(Records with interface code)
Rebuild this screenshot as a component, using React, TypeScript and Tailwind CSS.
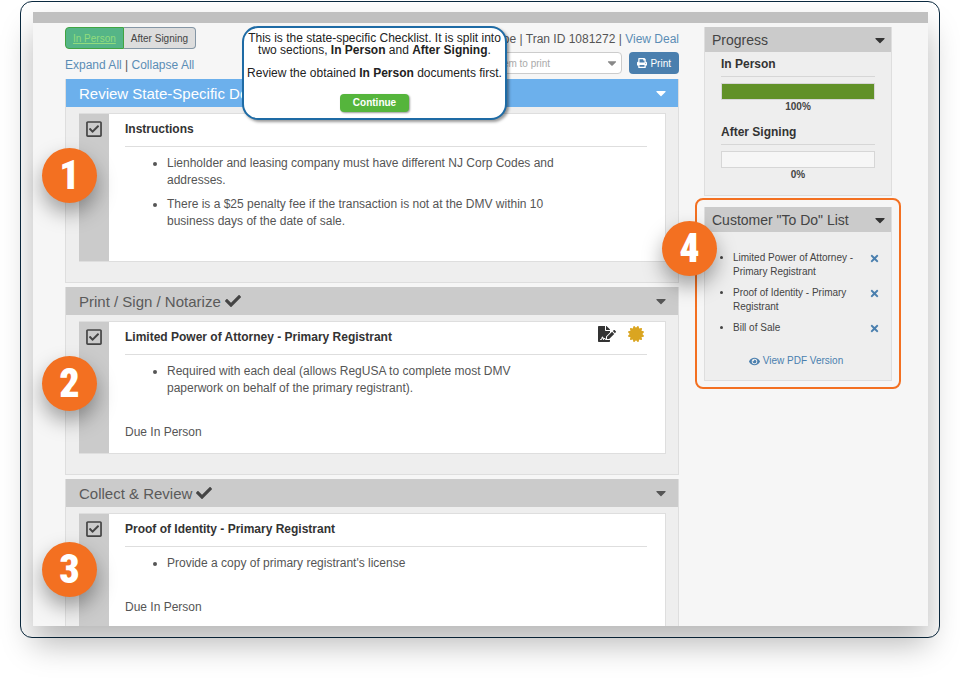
import { useState } from 'react'
import { FaCaretDown, FaCertificate, FaCheck, FaEye, FaFileSignature, FaPrint, FaRegCheckSquare, FaRegSquare, FaTimes } from 'react-icons/fa'

const sections = [
  {
    title: 'Review State-Specific Documents',
    active: true,
    name: 'Instructions',
    notes: [
      'Lienholder and leasing company must have different NJ Corp Codes and addresses.',
      'There is a $25 penalty fee if the transaction is not at the DMV within 10 business days of the date of sale.',
    ],
  },
  {
    title: 'Print / Sign / Notarize',
    done: true,
    name: 'Limited Power of Attorney - Primary Registrant',
    notes: ['Required with each deal (allows RegUSA to complete most DMV paperwork on behalf of the primary registrant).'],
    due: 'Due In Person',
    icons: true,
  },
  {
    title: 'Collect & Review',
    done: true,
    name: 'Proof of Identity - Primary Registrant',
    notes: ["Provide a copy of primary registrant's license"],
    due: 'Due In Person',
    last: true,
  },
]

const todos = ['Limited Power of Attorney - Primary Registrant', 'Proof of Identity - Primary Registrant', 'Bill of Sale']

function Badge({ n, className }: { n: number; className: string }) {
  return (
    <span className={`absolute z-10 flex size-[55px] items-center justify-center rounded-full bg-[#f37021] font-['Liberation_Sans_Narrow','Roboto_Condensed','Liberation_Sans',sans-serif] text-[40px] leading-none font-black text-white shadow-[0_10px_20px_rgba(0,0,0,0.35)] ${className}`}>
      {n}
    </span>
  )
}

function Section({ s, index }: { s: any; index: number }) {
  const [checked, setChecked] = useState(true)
  const id = `doc-${index}`
  return (
    <section className={`relative border-x border-[#dedede] bg-[#eee] ${s.last ? '' : 'border-b pb-5'}`}>
      <h2 className={`flex h-7 items-center justify-between pr-[9px] pl-[13px] text-[15px] ${s.active ? 'bg-[#6cb0ec] text-white' : 'bg-[#cbcbcb] text-[#5a5a5a]'}`}>
        <span className="flex items-center gap-1">
          {s.title}
          {s.done && <FaCheck className="size-4 text-[#444]" />}
        </span>
        <button type="button" aria-label={`Toggle ${s.title}`}>
          <FaCaretDown className={`size-4 ${s.active ? 'text-white' : 'text-[#555]'}`} />
        </button>
      </h2>
      <div className={`mt-1.5 mr-3 ml-[13px] flex border-[#dedede] bg-white ${s.last ? 'border-t border-r' : 'border-y border-r'}`}>
        <div className="flex w-[30px] shrink-0 justify-center bg-[#cbcbcb] pt-1.5">
          <span className="relative size-[18px] text-[#444]">
            <input id={id} type="checkbox" checked={checked} onChange={e => setChecked(e.target.checked)} className="absolute inset-0 size-full appearance-none" />
            {checked ? <FaRegCheckSquare className="pointer-events-none size-[18px]" /> : <FaRegSquare className="pointer-events-none size-[18px]" />}
          </span>
        </div>
        <div className={`min-w-0 flex-1 pt-[7px] pr-[18px] pl-4 ${s.last ? 'pb-[10px]' : s.due ? 'pb-3' : 'pb-[31px]'}`}>
          <div className="flex h-[26px] justify-between border-b border-[#dedede]">
            <label htmlFor={id} className="leading-4 font-bold text-[#333]">{s.name}</label>
            {s.icons && (
              <span className="-mt-1 flex items-center gap-3 self-start pr-[3px]">
                <FaFileSignature className="size-[18px] text-[#333]" />
                <FaCertificate className="size-4 text-[#daa520]" />
              </span>
            )}
          </div>
          <ul className="mt-2 max-w-[430px] list-disc space-y-[7px] pl-[42px]">
            {s.notes.map((t: string) => <li key={t}>{t}</li>)}
          </ul>
          {s.due && <p className="mt-[27px]">{s.due}</p>}
        </div>
      </div>
      <Badge n={index + 1} className={s.last ? '-left-6 top-[63px]' : '-left-6 top-[69px]'} />
    </section>
  )
}

function Meter({ label, value }: { label: string; value: number }) {
  return (
    <div className="mb-[11px]">
      <h3 className="border-b border-[#d6d6d6] pb-[3px] font-bold text-[#333]">{label}</h3>
      <div className="mt-1.5 h-[17px] border border-[#d6d6d6] bg-[#f6f6f6]">
        <div className="h-full bg-[#619128]" style={{ width: `${value}%` }} />
      </div>
      <div className="text-center text-[10px] leading-[13px] font-bold text-[#444]">{value}%</div>
    </div>
  )
}

function PanelHead({ title }: { title: string }) {
  return (
    <h2 className="flex h-[25px] items-center justify-between bg-[#cbcbcb] pr-[3px] pl-[7px] text-sm text-[#444]">
      {title}
      <button type="button" aria-label={`Toggle ${title}`}><FaCaretDown className="size-4 text-[#333]" /></button>
    </h2>
  )
}

export default function App() {
  return (
    <div className="min-h-screen bg-white px-5 pt-px font-['Liberation_Sans',Arial,sans-serif] text-xs leading-[17px] text-[#555]">
      <div className="rounded-xl border border-[#0b2a40] pt-2.5 pr-[11px] pb-[11px] pl-3">
        <main className="relative bg-[#f6f6f6] shadow-[0_18px_30px_rgba(0,0,0,0.28)]">
          <div className="h-[11px] bg-[#c0c0c0]" />
          <div className="flex items-start gap-[25px] pt-1 pr-9 pl-8">
            <div className="min-w-0 flex-1">
              <div className="flex h-[22px] items-center justify-between">
                <div className="flex h-[22px] text-[10px]">
                  <button type="button" className="rounded-l-sm border border-[#41a341] bg-[#55b587] px-[7px] text-[#92dc7d] underline">In Person</button>
                  <button type="button" className="rounded-r border border-l-0 border-[#8496a5] bg-[#ddd] px-[7px] text-[#444]">After Signing</button>
                </div>
                <p className="pt-0.5">Jane Doe | Tran ID 1081272 | <a href="#deal" className="text-[#5b8db5]">View Deal</a></p>
              </div>
              <div className="mt-[3px] mb-[5px] flex h-[22px] items-center justify-between">
                <p className="pt-1"><a href="#expand" className="text-[#5b8db5]">Expand All</a> | <a href="#collapse" className="text-[#5b8db5]">Collapse All</a></p>
                <div className="flex gap-[7px] text-[10px]">
                  <label className="relative">
                    <select aria-label="Item to print" className="h-[22px] w-44 appearance-none rounded-sm border border-[#ccc] bg-white px-1.5 text-[#aaa]">
                      <option>Select an item to print</option>
                    </select>
                    <FaCaretDown className="pointer-events-none absolute top-1 right-[3px] size-3.5 text-[#888]" />
                  </label>
                  <button type="button" className="flex h-[22px] items-center gap-[3px] rounded-sm bg-[#4a7fae] px-2 text-white">
                    <FaPrint className="size-[10px]" /> Print
                  </button>
                </div>
              </div>
              <div className="space-y-1">
                {sections.map((s, i) => <Section key={s.title} s={s} index={i} />)}
              </div>
            </div>

            <aside className="w-[188px] shrink-0">
              <div className="border border-t-0 border-[#dedede] bg-[#eee] pb-[3px]">
                <PanelHead title="Progress" />
                <div className="px-4 pt-1">
                  <Meter label="In Person" value={100} />
                  <Meter label="After Signing" value={0} />
                </div>
              </div>

              <div className="relative mt-[11px] border border-t-0 border-[#dedede] bg-[#eee] pb-3">
                <PanelHead title={'Customer "To Do" List'} />
                <ul className="space-y-[7px] pt-[19px] pr-[11px] pl-7 text-[10px] leading-[14px] text-[#444]">
                  {todos.map(t => (
                    <li key={t} className="flex justify-between">
                      <span className="list-item w-32 list-disc">{t}</span>
                      <button type="button" aria-label={`Remove ${t}`} className="flex h-[14px] items-center"><FaTimes className="size-[11px] text-[#4a7fae]" /></button>
                    </li>
                  ))}
                </ul>
                <a href="#pdf" className="mt-[19px] flex items-center justify-center gap-[3px] pr-1 text-[10px] leading-[14px] text-[#4a7fae]">
                  <FaEye className="size-[11px]" /> View PDF Version
                </a>
                {/* callout outline */}
                <div className="pointer-events-none absolute -inset-x-[10px] -inset-y-[9px] rounded-lg border-2 border-[#f37021]" />
                <Badge n={4} className="top-[14px] -left-[43px]" />
              </div>
            </aside>
          </div>

          {/* walkthrough tip */}
          <div role="dialog" aria-label="Checklist tip" className="absolute top-[14px] left-[209px] z-20 flex h-[94px] w-[265px] flex-col items-center rounded-2xl border-2 border-[#1e6ba5] bg-white pt-1 text-center leading-3 text-[#222] shadow-[2px_2px_3px_rgba(0,0,0,0.4)]">
            <p className="whitespace-nowrap">This is the state-specific Checklist. It is split into<br />two sections, <b>In Person</b> and <b>After Signing</b>.</p>
            <p className="mt-[11px] whitespace-nowrap">Review the obtained <b>In Person</b> documents first.</p>
            <button type="button" className="mt-[15px] h-[18px] w-[69px] rounded-sm bg-[#55b53c] text-[10px] font-bold text-white shadow-[1px_1px_2px_rgba(0,0,0,0.4)]">Continue</button>
          </div>
        </main>
      </div>
    </div>
  )
}
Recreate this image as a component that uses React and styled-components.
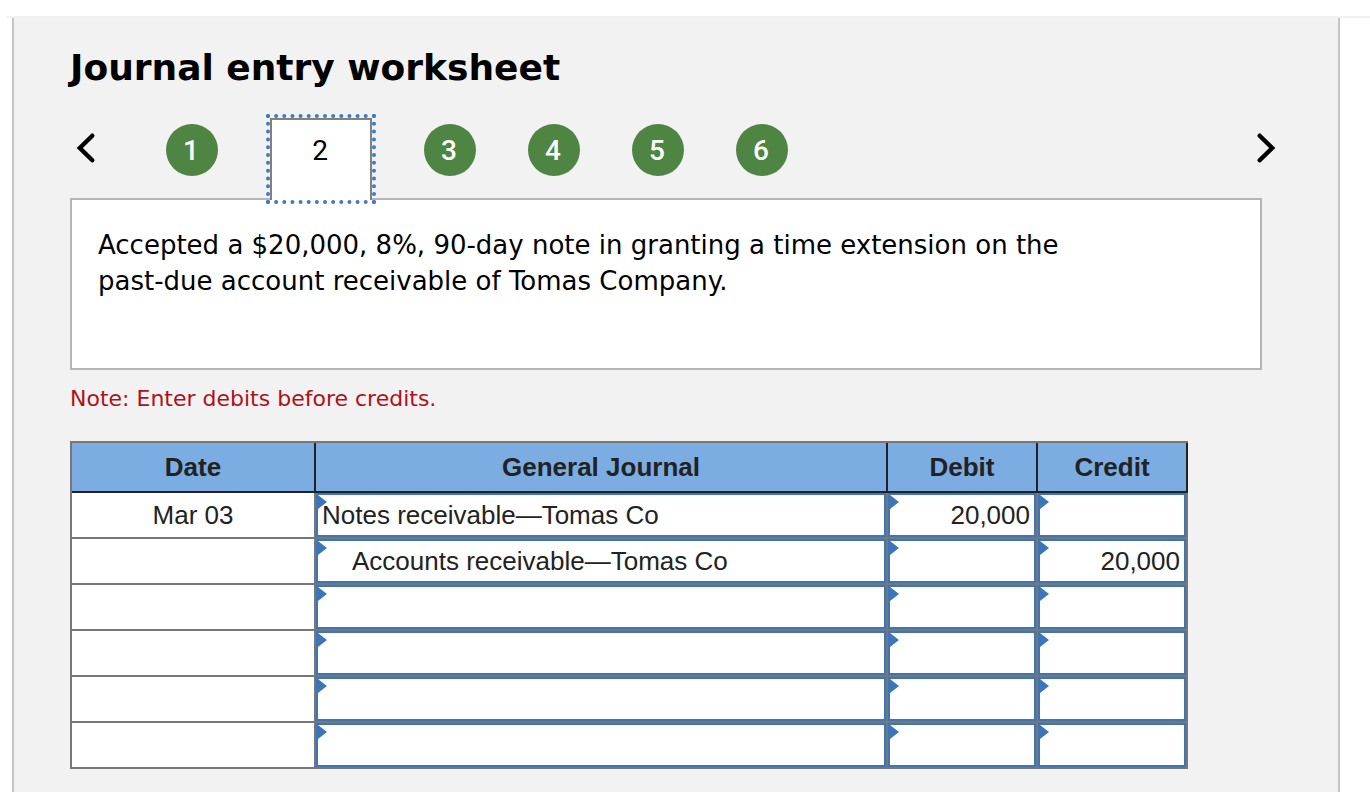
import React, { useState } from "react"
import styled, { createGlobalStyle } from "styled-components"

const steps = [1, 2, 3, 4, 5, 6]

const initialRows = [
  { date: "Mar 03", account: "Notes receivable—Tomas Co", debit: "20,000", credit: "" },
  { date: "", account: "Accounts receivable—Tomas Co", indent: true, debit: "", credit: "20,000" },
  { date: "", account: "", debit: "", credit: "" },
  { date: "", account: "", debit: "", credit: "" },
  { date: "", account: "", debit: "", credit: "" },
  { date: "", account: "", debit: "", credit: "" },
]

const App = () => {
  const [current, setCurrent] = useState(2)
  const [rows, setRows] = useState(initialRows)

  const update = (index, field, value) =>
    setRows(rows.map((row, i) => (i === index ? { ...row, [field]: value } : row)))

  return (
    <>
      <GlobalStyle />
      <TopRule />
      <Panel>
        <Heading>Journal entry worksheet</Heading>
        <StepBar aria-label="Transactions">
          <ArrowButton
            type="button"
            aria-label="Previous"
            onClick={() => setCurrent(Math.max(1, current - 1))}
          >
            <Arrow viewBox="0 0 20 32">
              <path d="M16.3 3.7 L3.8 16 L16.3 28.3" />
            </Arrow>
          </ArrowButton>
          {steps.map((step) =>
            step === current ? (
              <ActiveStep key={step} type="button" aria-current="step">
                {step}
              </ActiveStep>
            ) : (
              <Step key={step} type="button" onClick={() => setCurrent(step)}>
                {step}
              </Step>
            )
          )}
          <ArrowButton
            $end
            type="button"
            aria-label="Next"
            onClick={() => setCurrent(Math.min(steps.length, current + 1))}
          >
            <Arrow viewBox="0 0 20 32">
              <path d="M3.7 3.7 L16.2 16 L3.7 28.3" />
            </Arrow>
          </ArrowButton>
        </StepBar>
        <Prompt>
          <PromptText>
            Accepted a $20,000, 8%, 90-day note in granting a time extension on the
            past-due account receivable of Tomas Company.
          </PromptText>
        </Prompt>
        <Note>Note: Enter debits before credits.</Note>
        <Table>
          <colgroup>
            <Col $width="244px" />
            <Col />
            <Col $width="150px" />
            <Col $width="150px" />
          </colgroup>
          <thead>
            <tr>
              <HeadCell>Date</HeadCell>
              <HeadCell>General Journal</HeadCell>
              <HeadCell>Debit</HeadCell>
              <HeadCell>Credit</HeadCell>
            </tr>
          </thead>
          <tbody>
            {rows.map((row, index) => (
              <tr key={index}>
                <DateCell>{row.date}</DateCell>
                <EntryCell>
                  <EntryInput
                    aria-label={`General journal, line ${index + 1}`}
                    value={row.account}
                    $indent={row.indent}
                    onChange={(e) => update(index, "account", e.target.value)}
                  />
                </EntryCell>
                <EntryCell>
                  <EntryInput
                    $amount
                    aria-label={`Debit, line ${index + 1}`}
                    value={row.debit}
                    onChange={(e) => update(index, "debit", e.target.value)}
                  />
                </EntryCell>
                <EntryCell>
                  <EntryInput
                    $amount
                    aria-label={`Credit, line ${index + 1}`}
                    value={row.credit}
                    onChange={(e) => update(index, "credit", e.target.value)}
                  />
                </EntryCell>
              </tr>
            ))}
          </tbody>
        </Table>
      </Panel>
    </>
  )
}

export default App

const GlobalStyle = createGlobalStyle`
  * {
    box-sizing: border-box;
  }
  body {
    margin: 0;
    background: #fff;
    color: #000;
    font-family: Verdana, "DejaVu Sans", sans-serif;
  }
  #root {
    display: flex;
    flex-direction: column;
    min-height: 100vh;
    padding-top: 16px;
  }
`
const TopRule = styled.div`
  height: 2px;
  margin-left: 6px;
  background: #f1f1f1;
`
const Panel = styled.main`
  flex: 1;
  margin: 0 30px 0 12px;
  padding: 26px 76px 23px 56px;
  background: #f2f2f2;
  border: solid #c4c4c4;
  border-width: 0 2px;
`
const Heading = styled.h1`
  margin: 0 0 26px;
  font-size: 36px;
  line-height: 48px;
`
const StepBar = styled.nav`
  display: flex;
  align-items: flex-start;
  gap: 52px;
  height: 80px;
  margin-right: -20px;
`
const ArrowButton = styled.button`
  display: flex;
  align-items: center;
  justify-content: ${(props) => (props.$end ? "flex-end" : "flex-start")};
  width: 44px;
  height: 60px;
  margin-left: ${(props) => (props.$end ? "auto" : "0")};
  padding: 0 6px;
  border: 0;
  background: none;
  cursor: pointer;
`
const Arrow = styled.svg`
  width: 20px;
  height: 32px;
  flex: none;
  fill: none;
  stroke: #000;
  stroke-width: 4.4;
  stroke-linecap: round;
`
const Step = styled.button`
  width: 52px;
  height: 52px;
  margin-top: 6px;
  padding: 0 2px 0 0;
  border: 0;
  border-radius: 50%;
  background: #4e8542;
  color: #fff;
  font: 500 28px Roboto, Arial, sans-serif;
  cursor: pointer;
`
const ActiveStep = styled(Step)`
  position: relative;
  z-index: 1;
  width: 102px;
  height: 82px;
  margin-top: 0;
  padding: 0 2px 20px 0;
  border: 2px solid #808080;
  border-bottom: 0;
  border-radius: 0;
  background: #fff;
  color: #000;
  font-weight: 400;
  outline: 4px dotted #3f7bc1;
`
const Prompt = styled.section`
  min-height: 172px;
  padding: 27px 26px;
  border: 2px solid #b5b5b5;
  background: #fff;
`
const PromptText = styled.p`
  max-width: 1020px;
  margin: 0;
  font-size: 26px;
  line-height: 36px;
`
const Note = styled.p`
  margin: 15px 0 28px;
  color: #b0101a;
  font-size: 22px;
  line-height: 28px;
`
const Table = styled.table`
  width: 100%;
  max-width: 1118px;
  table-layout: fixed;
  border-collapse: separate;
  border-spacing: 0;
  border: solid #777;
  border-width: 2px 0 0 2px;
  color: #222;
  font: 26px "Liberation Sans", Arial, sans-serif;
`
const Col = styled.col`
  width: ${(props) => props.$width || "auto"};
`
const HeadCell = styled.th`
  height: 50px;
  padding: 0;
  border: solid #222;
  border-width: 0 2px 2px 0;
  background: #7bace2;
`
const DateCell = styled.td`
  height: 46px;
  padding: 0;
  border: solid #777;
  border-width: 0 2px 2px 0;
  background: #fff;
  text-align: center;
`
const EntryCell = styled(DateCell)`
  position: relative;

  &::before {
    content: "";
    position: absolute;
    top: 2px;
    left: 2px;
    border: solid transparent;
    border-width: 7px 0 7px 9px;
    border-left-color: #3c76b8;
    pointer-events: none;
  }
`
const EntryInput = styled.input`
  display: block;
  width: 100%;
  height: 44px;
  padding: 0 4px 0 ${(props) => (props.$indent ? "34px" : "4px")};
  border: 2px solid #3c76b8;
  border-radius: 0;
  outline: 0;
  background: #fff;
  color: inherit;
  font: inherit;
  text-align: ${(props) => (props.$amount ? "right" : "left")};
`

| Exercise requirements |
Starting at the line containing "Recreate this image" and stopping after the line containing "setRows(rows.map((row, i) =>", give the lines again exactly and leave out every image.

| Reply to the exercise |
Recreate this image as a component that uses React and styled-components.
import React, { useState } from "react"
import styled, { createGlobalStyle } from "styled-components"

const steps = [1, 2, 3, 4, 5, 6]

const initialRows = [
  { date: "Mar 03", account: "Notes receivable—Tomas Co", debit: "20,000", credit: "" },
  { date: "", account: "Accounts receivable—Tomas Co", indent: true, debit: "", credit: "20,000" },
  { date: "", account: "", debit: "", credit: "" },
  { date: "", account: "", debit: "", credit: "" },
  { date: "", account: "", debit: "", credit: "" },
  { date: "", account: "", debit: "", credit: "" },
]

const App = () => {
  const [current, setCurrent] = useState(2)
  const [rows, setRows] = useState(initialRows)

  const update = (index, field, value) =>
    setRows(rows.map((row, i) => (i === index ? { ...row, [field]: value } : row)))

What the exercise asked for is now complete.